NM program teaches activism
Dream Team represents LGBTQ community, immigrants
A group of 150 young people from around New Mexico, including 60 from Albuquerque, will spend the summer learning how to become effective community organizers and activists.
The seven-week “Summer of Dreams” youth organizing program is being led by the New Mexico Dream Team, a statewide immigrant advocacy group that also represents the LGBTQ community and families of mixed immigration status.
New Mexico Dream Team executive director Gabriela Hernandez said participants from elementary school age through college age will learn about the evolution of the immigrant, LGBTQ, Native American and other movements. “They will also be given the tools needed to become organizers, and learn how to become engaged and involved,” she said.
In addition, many in the group will get a hands-on opportunity to travel to Tornillo, Texas, and put their new organizational and activist skills into practice. Tornillo, a border town in El Paso County, is the site of a newly opened detention facility.

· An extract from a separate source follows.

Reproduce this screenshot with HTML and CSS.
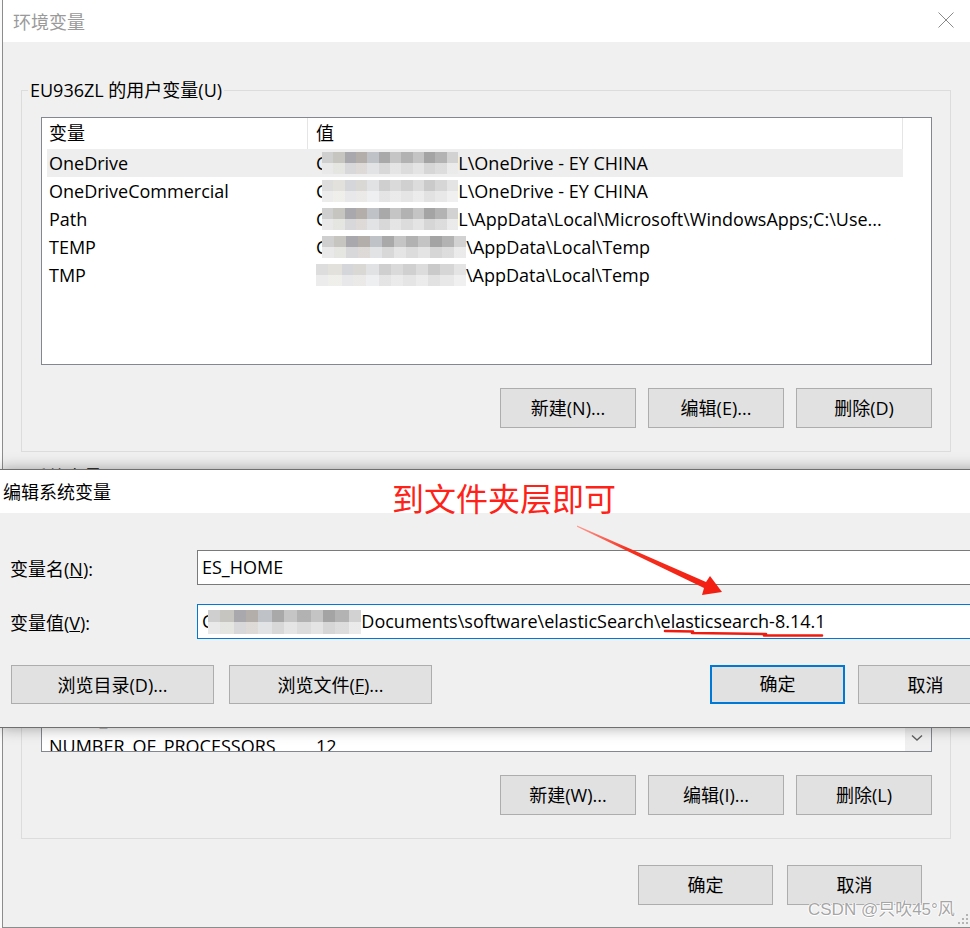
FILE: index.html
```html
<!DOCTYPE html>
<html lang="zh-CN">
<head>
<meta charset="utf-8">
<title>环境变量</title>
<link rel="stylesheet" href="styles.css">
</head>
<body>
<div class="env">
  <div class="env-title">
    <span class="env-title-text">环境变量</span>
    <svg class="close" width="16" height="16" viewBox="0 0 16 16"><path d="M0.5 0.5 L15.5 15.5 M15.5 0.5 L0.5 15.5" stroke="#8a8a8a" stroke-width="1" fill="none"/></svg>
  </div>
  <div class="env-body">
    <fieldset class="group">
      <legend>EU936ZL 的用户变量(U)</legend>
      <div class="list">
        <div class="list-main">
          <div class="list-head"><div class="hc hc1">变量</div><div class="hc hc2">值</div></div>
          <div class="row sel"><div class="c1">OneDrive</div><div class="c2"><span class="lead">C</span><span class="mz mz-136"></span>L\OneDrive - EY CHINA</div></div>
          <div class="row"><div class="c1">OneDriveCommercial</div><div class="c2"><span class="lead">C</span><span class="mz mz-136 light"></span>L\OneDrive - EY CHINA</div></div>
          <div class="row"><div class="c1">Path</div><div class="c2"><span class="lead">C</span><span class="mz mz-136"></span>L\AppData\Local\Microsoft\WindowsApps;C:\Use...</div></div>
          <div class="row"><div class="c1">TEMP</div><div class="c2"><span class="lead">C</span><span class="mz mz-144"></span>\AppData\Local\Temp</div></div>
          <div class="row"><div class="c1">TMP</div><div class="c2"><span class="mz mz-150 light"></span>\AppData\Local\Temp</div></div>
        </div>
        <div class="list-side"></div>
      </div>
      <div class="btns">
        <button class="btn">新建(N)...</button>
        <button class="btn">编辑(E)...</button>
        <button class="btn">删除(D)</button>
      </div>
    </fieldset>

    <fieldset class="group sys">
      <legend>系统变量(S)</legend>
      <div class="list">
        <div class="list-main">
          <div class="list-head"><div class="hc hc1">变量</div><div class="hc hc2">值</div></div>
          <div class="row"><div class="c1">ComSpec</div><div class="c2">C:\Windows\system32\cmd.exe</div></div>
          <div class="row"><div class="c1">DriverData</div><div class="c2">C:\Windows\System32\Drivers\DriverData</div></div>
          <div class="row"><div class="c1">ES_HOME</div><div class="c2">C:\Users\Documents\software\elasticSearch\elasticsearch-8.14.1</div></div>
          <div class="row"><div class="c1">JAVA_HOME</div><div class="c2">C:\Program Files\Java\jdk-17</div></div>
          <div class="row"><div class="c1">MAVEN_HOME</div><div class="c2">D:\apache-maven-3.9.6</div></div>
          <div class="row"><div class="c1">MYSQL_HOME</div><div class="c2">D:\mysql-8.0.36-winx64</div></div>
          <div class="row"><div class="c1">NODE_HOME</div><div class="c2">C:\Windows\NODE</div></div>
          <div class="row"><div class="c1">NUMBER_OF_PROCESSORS</div><div class="c2">12</div></div>
          <div class="row"><div class="c1">OS</div><div class="c2">Windows_NT</div></div>
        </div>
        <div class="list-side">
          <div class="scroll">
            <div class="scroll-down">
              <svg width="12" height="8" viewBox="0 0 12 8"><path d="M1 1.5 L6 6 L11 1.5" stroke="#606060" stroke-width="1.4" fill="none"/></svg>
            </div>
          </div>
        </div>
      </div>
      <div class="btns">
        <button class="btn">新建(W)...</button>
        <button class="btn">编辑(I)...</button>
        <button class="btn">删除(L)</button>
      </div>
    </fieldset>

    <div class="env-foot">
      <button class="btn foot-btn">确定</button>
      <button class="btn foot-btn">取消</button>
    </div>
  </div>
</div>

<div class="dlg">
  <div class="dlg-title">编辑系统变量</div>
  <div class="dlg-body">
    <div class="field">
      <label class="lbl">变量名(<u>N</u>):</label>
      <div class="input">ES_HOME</div>
    </div>
    <div class="field field-2">
      <label class="lbl">变量值(<u>V</u>):</label>
      <div class="input focus"><span class="lead">C</span><span class="mz mz-153 tall"></span>Documents\software\elasticSearch\elasticsearch-8.14.1</div>
    </div>
    <div class="dlg-btns">
      <div class="btn-group left">
        <button class="btn wide">浏览目录(D)...</button>
        <button class="btn wide">浏览文件(<u>F</u>)...</button>
      </div>
      <div class="btn-group right">
        <button class="btn mid default">确定</button>
        <button class="btn mid">取消</button>
      </div>
    </div>
  </div>
</div>

<div class="note">到文件夹层即可</div>

<svg class="annot" width="970" height="928" viewBox="0 0 970 928">
  <defs>
    <linearGradient id="ag" x1="578" y1="526" x2="722" y2="592" gradientUnits="userSpaceOnUse">
      <stop offset="0" stop-color="#ff9a90"/>
      <stop offset="0.35" stop-color="#f5301f"/>
      <stop offset="1" stop-color="#f21d10"/>
    </linearGradient>
  </defs>
  <polygon points="577,525.5 706,582 710,576 722,592 702,595 704,588 577,526.8" fill="url(#ag)"/>
  <path d="M665 631 L693 631.5 M692 633 L730 633.5 L766 634 M764 635.5 L822 635.5" stroke="#ee1c10" stroke-width="2.6" fill="none" stroke-linecap="round"/>
</svg>

<div class="wm">CSDN @只吹45°风</div>

<svg class="grip" width="14" height="14" viewBox="0 0 14 14">
  <rect x="11" y="1" width="2" height="2" fill="#b4b4b4"/>
  <rect x="7" y="5" width="2" height="2" fill="#b4b4b4"/>
  <rect x="11" y="5" width="2" height="2" fill="#b4b4b4"/>
  <rect x="3" y="9" width="2" height="2" fill="#b4b4b4"/>
  <rect x="7" y="9" width="2" height="2" fill="#b4b4b4"/>
  <rect x="11" y="9" width="2" height="2" fill="#b4b4b4"/>
</svg>
</body>
</html>
```

FILE: styles.css
```css
* { box-sizing: border-box; }

html, body {
  margin: 0;
  padding: 0;
}

body {
  width: 970px;
  height: 928px;
  overflow: hidden;
  position: relative;
  background: #fafafa;
  font-family: "Open Sans", "Noto Sans CJK SC", sans-serif;
  font-size: 18px;
  color: #000;
}

/* ---------- background window ---------- */
.env {
  margin-left: 2px;
  width: 968px;
  height: 928px;
  border-left: 1px solid #8c8c8c;
  border-bottom: 1px solid #8c8c8c;
  background: #f0f0f0;
  display: flex;
  flex-direction: column;
}

.env-title {
  height: 42px;
  flex: none;
  background: #fff;
  display: flex;
  align-items: center;
  justify-content: space-between;
  padding: 0 16px 0 10px;
}

.env-title-text {
  color: #9a9a9a;
  line-height: 40px;
  font-family: "Noto Sans CJK SC", sans-serif;
}

.close { display: block; margin-top: -2px; }

.env-body {
  padding: 36px 19px 0 18px;
}

fieldset.group {
  margin: 0;
  min-width: 0;
  padding: 15px 18px 23px 19px;
  border: 1px solid #dcdcdc;
}

fieldset.group legend {
  padding: 0 2px;
  margin-left: -13px;
  line-height: 24px;
}

fieldset.sys { margin-top: 13px; }

.list {
  height: 248px;
  border: 1px solid #828790;
  background: #fff;
  display: flex;
  overflow: hidden;
}

.list-main {
  flex: 1;
  min-width: 0;
  overflow: hidden;
}

.list-side {
  width: 28px;
  flex: none;
  display: flex;
  justify-content: flex-end;
}

.scroll {
  width: 26px;
  background: #f0f0f0;
  display: flex;
  flex-direction: column;
  justify-content: flex-end;
}

.scroll-down {
  height: 26px;
  display: flex;
  align-items: center;
  justify-content: center;
  padding-right: 2px;
}

.list-head {
  display: grid;
  grid-template-columns: 266px 1fr;
  height: 31px;
  border-right: 1px solid #e5e5e5;
}

.hc {
  line-height: 30px;
  white-space: nowrap;
}

.hc1 {
  padding-left: 7px;
  border-right: 1px solid #e5e5e5;
}

.hc2 { padding-left: 8px; }

.row {
  display: grid;
  grid-template-columns: 261px 1fr;
  height: 28px;
  margin-left: 5px;
  line-height: 28px;
  white-space: nowrap;
}

.row.sel { background: #eeeeee; }

.c1 {
  padding-left: 2px;
  overflow: hidden;
}

.c2 {
  padding-left: 8px;
  overflow: hidden;
  display: flex;
  align-items: center;
}

.lead { flex: none; }

/* pixelated privacy mosaic */
.mz {
  flex: none;
  display: inline-block;
  height: 22px;
  margin-left: -5px;
  background:
    linear-gradient(to bottom, rgba(255,255,255,0) 50%, rgba(255,255,255,.55) 50%),
    linear-gradient(90deg,
      #cfcfcf 0 8%, #c6c5bf 8% 17%, #a9a9ad 17% 25%, #b3aea9 25% 33%,
      #bfc2c6 33% 42%, #a9a9a9 42% 50%, #c5c5c5 50% 58%, #b2b2b2 58% 67%,
      #c4c4c4 67% 75%, #a4a4a4 75% 83%, #b3b3b3 83% 92%, #d2d2d2 92% 100%);
}

.mz.light {
  background:
    linear-gradient(to bottom, rgba(255,255,255,0) 50%, rgba(255,255,255,.45) 50%),
    linear-gradient(90deg,
      #dddddd 0 8%, #e2e1dc 8% 17%, #d5d6da 17% 25%, #dad8d5 25% 33%,
      #e0e2e4 33% 42%, #cfcfcf 42% 50%, #dadada 50% 58%, #d0d0d0 58% 67%,
      #dcdcdc 67% 75%, #cacaca 75% 83%, #d6d6d6 83% 92%, #e4e4e4 92% 100%);
}

.mz.tall { height: 24px; }

.mz-136 { width: 136px; }
.mz-144 { width: 144px; }
.mz-150 { width: 150px; margin-left: 0; }
.mz-153 { width: 153px; }

.btns {
  display: flex;
  justify-content: flex-end;
  gap: 12px;
  margin-top: 23px;
}

.btn {
  font-family: "Open Sans", "Noto Sans CJK SC", sans-serif;
  font-size: 18px;
  color: #000;
  background: #e1e1e1;
  border: 1px solid #adadad;
  border-radius: 0;
  padding: 0;
  margin: 0;
  height: 40px;
  width: 136px;
  line-height: 36px;
  text-align: center;
  white-space: nowrap;
}

.env-foot {
  display: flex;
  justify-content: flex-end;
  gap: 14px;
  margin-top: 26px;
  padding-right: 29px;
}

.foot-btn { width: 135px; }

/* ---------- front dialog ---------- */
.dlg {
  position: absolute;
  left: 0;
  top: 469px;
  width: 1004px;
  border-top: 1px solid #6f6f6f;
  border-bottom: 1px solid #6f6f6f;
  background: #f0f0f0;
  box-shadow: 0 0 14px rgba(0, 0, 0, 0.35);
}

.dlg-title {
  height: 43px;
  background: #fff;
  padding-left: 3px;
  line-height: 43px;
  font-family: "Noto Sans CJK SC", sans-serif;
}

.dlg-body {
  height: 214px;
  padding: 37px 11px 0 10px;
}

.field {
  display: grid;
  grid-template-columns: 187px 1fr;
  align-items: center;
}

.field-2 { margin-top: 19px; }

.lbl { white-space: nowrap; }

.input {
  height: 35px;
  border: 1px solid #7a7a7a;
  background: #fff;
  padding-left: 4px;
  line-height: 33px;
  white-space: nowrap;
  overflow: hidden;
  display: flex;
  align-items: center;
}

.input.focus { border-color: #0078d7; }

.dlg-btns {
  display: flex;
  justify-content: space-between;
  margin-top: 26px;
  padding-left: 1px;
}

.btn-group { display: flex; }
.btn-group.left { gap: 15px; }
.btn-group.right { gap: 13px; }

.btn.wide { width: 203px; height: 39px; }
.btn.mid { width: 135px; height: 39px; }
.btn.default { border: 2px solid #0078d7; line-height: 35px; }

/* ---------- annotations ---------- */
.note {
  position: absolute;
  left: 392px;
  top: 480px;
  font-family: "Noto Sans CJK SC", sans-serif;
  font-size: 32px;
  line-height: 35px;
  color: #ff2218;
  white-space: nowrap;
}

.annot {
  position: absolute;
  left: 0;
  top: 0;
  pointer-events: none;
}

.wm {
  position: absolute;
  left: 808px;
  top: 899px;
  font-family: "Liberation Sans", "Noto Sans CJK SC", sans-serif;
  font-size: 17px;
  line-height: 22px;
  color: #a6a6a6;
  text-shadow: 0 0 1px #fff, 1px 0 0 #fff, -1px 0 0 #fff, 0 1px 0 #fff;
  white-space: nowrap;
}

.grip {
  position: absolute;
  right: 1px;
  bottom: 1px;
}
```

One of the Dream Team’s goals is to “push this administration to stop funding for Customs and Border Patrol and Immigration and Customs Enforcement,” Hernandez said. “We want to make sure that New Mexico is not part of the deportation machine, that we’re not supporting detention camps, and not supporting anything that separates our families.”
Helping launch the Dream Team’s first ever summer organizing program was Albuquerque first lady Elizabeth Kistin Keller, who said that she and her husband, Mayor Tim Keller, “are committed to moving this city forward and continuing to work collaboratively with folks all across this town to create a safe, inclusive, innovative city that works for all of us.”
To do this, first lady Keller said, we have to create an environment “where everybody, regardless of race, religion, socio-economic status, sexual orientation or immigration status feels like they are protected, supported and are able to thrive.”
Keller noted that the immigrant community, particularly those who are undocumented, are living in “particularly difficult times,” while those who have not had to deal with these challenges are just now imagining “the fear, confusion and uncertainty that so many of you have had to navigate since day one with extreme courage, strength and resilience.”
She praised the Dream Team members and program participants as “valued leaders here in the community, and not just on the conversation about immigration,” she said. “You are the future of what we will need in helping to shape the dialogue about what makes Albuquerque a safe community that works for all our families.”